@daddyshark1976
Your interpretation of that passage is woeful.
1 Corinthians 13:7 (NLT) is about love for sure, but not love built on deceit, lies and emotional abuse.
Love is patient, love is kind. It does not envy, it does not boast, it is not proud. It is not rude, it is not self-seeking, it is not easily angered, it keeps no record of wrongs. Love does not delight in evil but rejoices with the truth.
Affairs are by nature self seeking and rely on the continued emotional abuse of the spouse, which is pretty evil. It is by no means related to the truth but relies on the manipulation and gaslighting of another party, which can have long term mental health implications.
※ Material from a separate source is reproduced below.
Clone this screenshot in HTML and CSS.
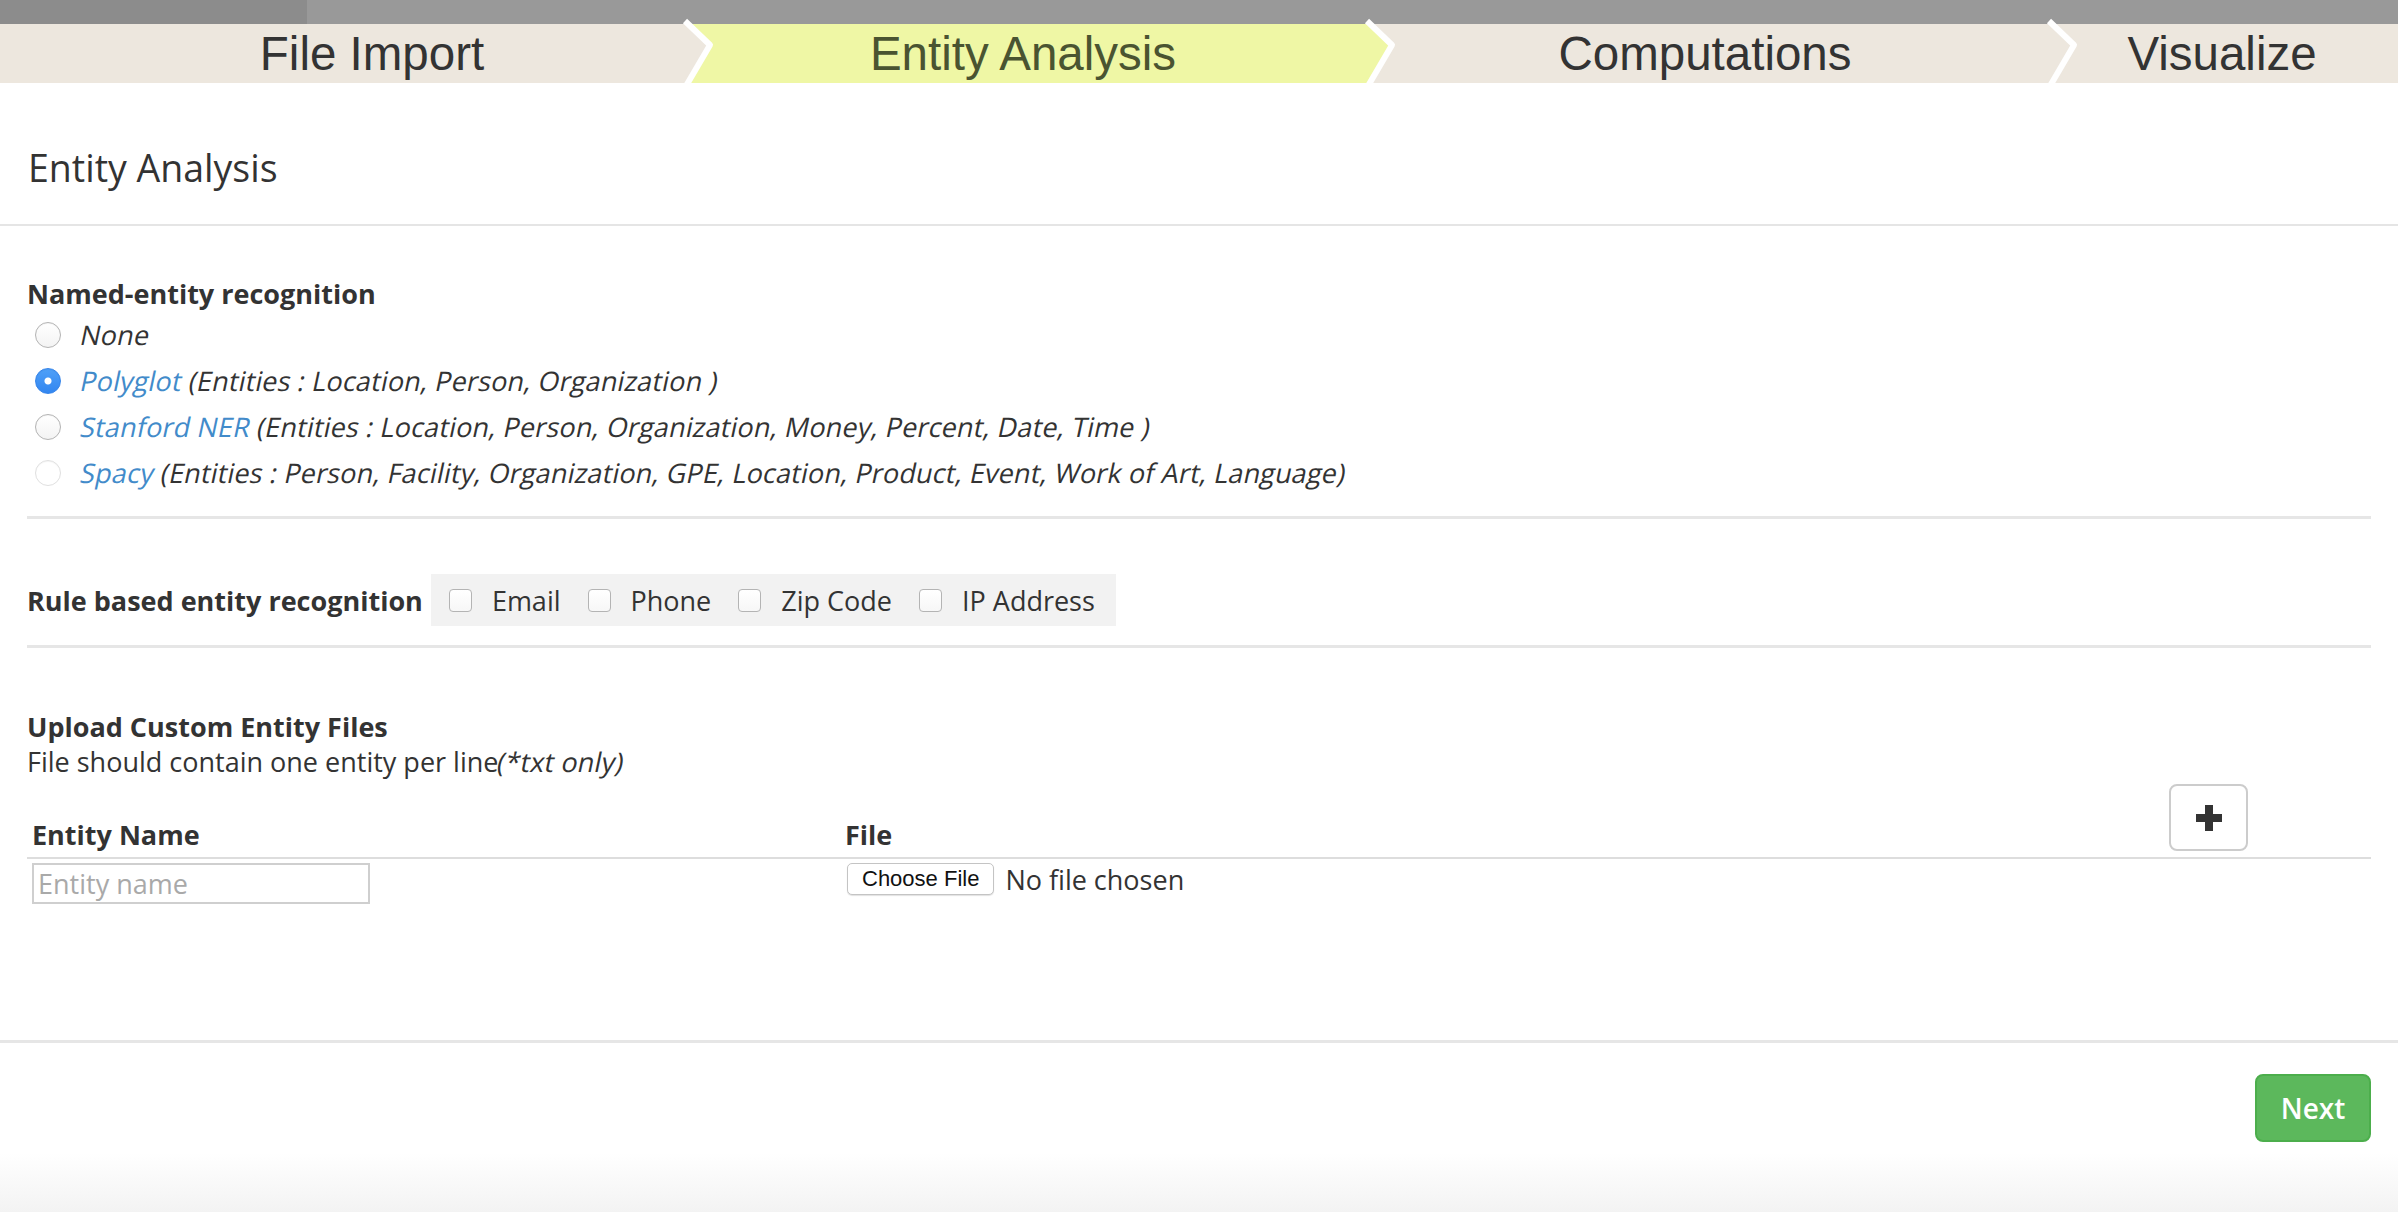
FILE: index.html
```html
<!DOCTYPE html>
<html lang="en">
<head>
<meta charset="utf-8">
<title>Entity Analysis</title>
<link rel="stylesheet" href="styles.css">
</head>
<body>
<div class="progress"><div class="progress-fill"></div></div>
<nav class="steps">
  <div class="step step-first">
    <span>File Import</span>
    <svg class="chev" width="40" height="59" viewBox="0 0 40 59"><polygon class="chev-fill-beige" points="0,0 7,0 32,21 8,59 0,59"/><polyline points="7,-3 32,21 8,62" fill="none" stroke="#fff" stroke-width="6" stroke-linejoin="round"/></svg>
  </div>
  <div class="step step-active">
    <span>Entity Analysis</span>
    <svg class="chev" width="40" height="59" viewBox="0 0 40 59"><polygon class="chev-fill-yellow" points="0,0 7,0 32,21 8,59 0,59"/><polyline points="7,-3 32,21 8,62" fill="none" stroke="#fff" stroke-width="6" stroke-linejoin="round"/></svg>
  </div>
  <div class="step">
    <span>Computations</span>
    <svg class="chev" width="40" height="59" viewBox="0 0 40 59"><polygon class="chev-fill-beige" points="0,0 7,0 32,21 8,59 0,59"/><polyline points="7,-3 32,21 8,62" fill="none" stroke="#fff" stroke-width="6" stroke-linejoin="round"/></svg>
  </div>
  <div class="step step-last">
    <span>Visualize</span>
  </div>
</nav>

<header class="page-title"><h1>Entity Analysis</h1></header>

<main class="panel-body">
  <section class="ner">
    <div class="group-label">Named-entity recognition</div>
    <label class="radio-row"><input type="radio" name="ner"><em class="obl">None</em></label>
    <label class="radio-row"><input type="radio" name="ner" checked><em class="obl"><a class="lnk">Polyglot</a> (Entities : Location, Person, Organization )</em></label>
    <label class="radio-row"><input type="radio" name="ner"><em class="obl"><a class="lnk">Stanford NER</a> (Entities : Location, Person, Organization, Money, Percent, Date, Time )</em></label>
    <label class="radio-row"><input type="radio" name="ner" disabled><em class="obl"><a class="lnk">Spacy</a> (Entities : Person, Facility, Organization, GPE, Location, Product, Event, Work of Art, Language)</em></label>
  </section>

  <hr class="divider">

  <section class="rule-row">
    <div class="rule-label">Rule based entity recognition</div>
    <div class="rule-box">
      <label class="check"><input type="checkbox"><span>Email</span></label>
      <label class="check"><input type="checkbox"><span>Phone</span></label>
      <label class="check"><input type="checkbox"><span>Zip Code</span></label>
      <label class="check"><input type="checkbox"><span>IP Address</span></label>
    </div>
  </section>

  <hr class="divider divider-2">

  <section class="upload">
    <div class="upload-title">Upload Custom Entity Files</div>
    <div class="upload-desc">File should contain one entity per line<em class="obl">(*txt only)</em></div>

    <div class="tbl">
      <div class="tbl-head">
        <div class="th">Entity Name</div>
        <div class="th">File</div>
        <div class="th th-add">
          <button class="btn-add" type="button" aria-label="Add">
            <svg width="26" height="26" viewBox="0 0 26 26"><path d="M9 0h8v9h9v8h-9v9H9v-9H0V9h9z" fill="#333"/></svg>
          </button>
        </div>
      </div>
      <div class="tbl-row">
        <div class="td"><input class="name-input" type="text" placeholder="Entity name"></div>
        <div class="td td-file"><button class="file-btn" type="button">Choose File</button><span class="file-none">No file chosen</span></div>
        <div class="td"></div>
      </div>
    </div>
  </section>
</main>

<footer class="panel-footer">
  <button class="btn-next" type="button">Next</button>
</footer>
</body>
</html>
```

FILE: styles.css
```css
* { box-sizing: border-box; }

body {
  margin: 0;
  font-family: "Open Sans", "Noto Sans", sans-serif;
  font-size: 27px;
  color: #333;
  background: #fff;
}

/* top progress bar */
.progress {
  height: 24px;
  background: #999999;
}
.progress-fill {
  width: 307px;
  height: 100%;
  background: #8c8c8c;
}

/* wizard steps */
.steps {
  display: flex;
  height: 59px;
  background: #ede7de;
}
.step {
  position: relative;
  flex: none;
  width: 682px;
  display: flex;
  align-items: center;
  justify-content: center;
  font-family: "Liberation Sans", Arial, sans-serif;
  font-size: 47.5px;
  line-height: 59px;
  color: #333;
  background: #ede7de;
}
.step-first { padding-left: 62px; }
.step-active {
  background: #eff7a5;
  color: #4a5431;
}
.step-last {
  flex: 1;
  width: auto;
}
.chev {
  position: absolute;
  top: 0;
  left: calc(100% - 4px);
  z-index: 2;
  overflow: visible;
}
.chev-fill-beige { fill: #ede7de; }
.chev-fill-yellow { fill: #eff7a5; }

/* title */
.page-title {
  padding: 60px 28px 31px;
  border-bottom: 2px solid #e5e5e5;
}
.page-title h1 {
  margin: 0;
  font-size: 37.5px;
  font-weight: 400;
  line-height: 50px;
}

/* slanted (synthetic oblique) text, as in the original rendering */
.obl {
  display: inline-block;
  font-style: normal;
  letter-spacing: 0.15px;
  transform: skewX(-12deg);
}

/* body */
.panel-body {
  padding: 49px 27px 136px;
}
.group-label {
  font-weight: 700;
  line-height: 37px;
}
.radio-row {
  display: flex;
  align-items: center;
  gap: 20px;
  height: 46px;
  padding-left: 8px;
  line-height: 34px;
  white-space: nowrap;
}
.lnk { color: #428bca; text-decoration: none; }

.radio-row input {
  -webkit-appearance: none;
  appearance: none;
  flex: none;
  width: 26px;
  height: 26px;
  margin: 0;
  border-radius: 50%;
  border: 1px solid #b3b3b3;
  background: linear-gradient(#ffffff, #f3f3f3);
  box-shadow: inset 0 1px 1px rgba(0,0,0,0.04);
}
.radio-row input:checked {
  border-color: #3584ea;
  background:
    radial-gradient(circle, #fff 0, #fff 3px, rgba(255,255,255,0) 4px),
    linear-gradient(#4fa0f8, #3286f0);
}
.radio-row input:disabled {
  border-color: #e0e0e0;
  background: #fff;
}

.divider {
  margin: 20px 0 0;
  border: 0;
  height: 3px;
  background: #e6e6e6;
}
.divider-2 { margin-top: 19px; }

/* rule based row */
.rule-row {
  display: flex;
  align-items: center;
  margin-top: 55px;
  height: 52px;
}
.rule-label {
  font-weight: 700;
  white-space: nowrap;
}
.rule-box {
  display: flex;
  align-items: center;
  height: 52px;
  margin-left: 8px;
  padding: 0 21px 0 18px;
  background: #f2f2f2;
  gap: 27px;
}
.check {
  display: flex;
  align-items: center;
  gap: 20px;
  white-space: nowrap;
}
.check input {
  -webkit-appearance: none;
  appearance: none;
  flex: none;
  width: 23px;
  height: 23px;
  margin: 0;
  border: 1px solid #b4b4b4;
  border-radius: 4px;
  background: linear-gradient(#ffffff, #f7f7f7);
}

/* upload */
.upload {
  padding-top: 61px;
}
.upload-title {
  font-weight: 700;
  line-height: 35px;
}
.upload-desc {
  line-height: 35px;
}

.tbl {
  margin-top: 5px;
}
.tbl-head,
.tbl-row {
  display: grid;
  grid-template-columns: 813px 1320px 1fr;
}
.tbl-head {
  align-items: end;
  border-bottom: 2px solid #dddddd;
}
.th {
  padding: 0 5px 5px;
  font-weight: 700;
  line-height: 35px;
}
.th-add {
  padding: 0 0 6px 9px;
  line-height: 0;
}
.btn-add {
  display: grid;
  place-items: center;
  width: 79px;
  height: 67px;
  padding: 0;
  border: 2px solid #cccccc;
  border-radius: 8px;
  background: #fff;
}

.tbl-row {
  align-items: start;
  padding-top: 4px;
}
.td { padding: 0 5px; }
.name-input {
  display: block;
  width: 338px;
  height: 41px;
  padding: 0 4px;
  border: 2px solid #cfcfcf;
  font-family: "Open Sans", "Noto Sans", sans-serif;
  font-size: 27px;
  color: #333;
  outline: none;
}
.name-input::placeholder { color: #a9a9a9; }

.td-file {
  display: flex;
  align-items: center;
  padding-left: 7px;
  height: 32px;
}
.file-btn {
  height: 32px;
  padding: 0 14px;
  border: 1px solid #c4c4c4;
  border-radius: 5px;
  background: #fff;
  box-shadow: 0 1px 1px rgba(0,0,0,0.12);
  font-family: "Liberation Sans", Arial, sans-serif;
  font-size: 22px;
  color: #111;
}
.file-none {
  margin-left: 11px;
  white-space: nowrap;
}

/* footer */
.panel-footer {
  display: flex;
  justify-content: flex-end;
  padding: 31px 27px 70px;
  border-top: 3px solid #e6e6e6;
  background: linear-gradient(#ffffff 0, #ffffff 65%, #f3f3f3 100%);
}
.btn-next {
  width: 116px;
  height: 68px;
  padding: 0;
  border: 2px solid #4cae4c;
  border-radius: 8px;
  background: #5cb85c;
  color: #fff;
  font-family: "Open Sans", "Noto Sans", sans-serif;
  font-size: 28px;
  font-weight: 600;
}
```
Have a look at Post Infidelity Stress Disorder and it's clinical basis.
If you're going to start quoting bible scripture then you might want to look at commandments.
Affairs happen, no point in pretending they don't. The right thing to do is to tell your partner and give them back agency and choice over their own life and sexual health. It is not to carry on a long term con on the person you are supposed to respect and love, using the self serving justification that its better for the other person not to know because you are scared of the consequences. You have robbed them of their dignity, autonomy and agency.
I am not a bitter ex wife with an axe to grind. I feel that this level of hypocrisy needs to be called out rather than applauded.